The Future of the UK Bill of Rights
20 February 2013
Date: Monday 4th March, 1:00 - 1:55pm
Venue: Denys Holland Lecture Theatre, UCL Faculty of Laws, Graduate Wing, Bentham House, Endsleigh Gardens, London, WC1H 0EG
Speaker: Professor Philippe Sands QC
About this Event: In December of 2012, the Commission on a UK Bill of Rights presented their findings in a paper marked by a deep lack of consensus. On the surface, this division was attributed to the polarized political standpoints within the Commission. For the minority, Philippe Sands QC, a Liberal Democrat adviser, opposed the introduction of a UK Bill of Rights on three grounds: devolution, responses to the Commissions’ consultations, and decoupling the UK from the European Convention on Human Rights.
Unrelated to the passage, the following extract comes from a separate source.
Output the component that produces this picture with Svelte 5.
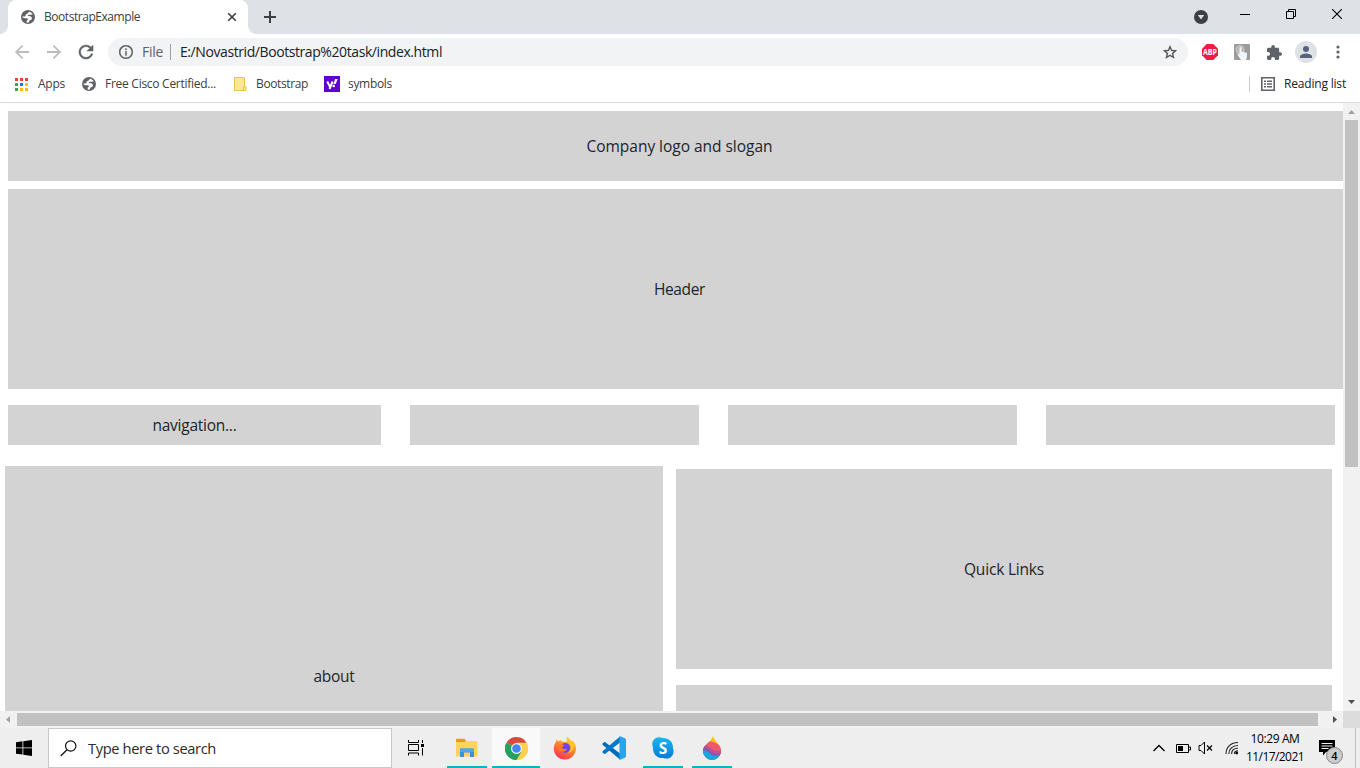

Supporting a UK Bill of Rights became a smokescreen for severing Britain’s relationship with Strasbourg – an unwarranted departure from the Commissions’ framework of reference. Philippe Sands QC will speak of his experience of working for the Commission, and he will address the future implications of their Report. Will calls for a UK Bill of Rights resurge after the 2014 Scottish Referendum on independence? Or will the existing Human Rights Act by then become regarded as a "UK Bill of Rights in all but name”?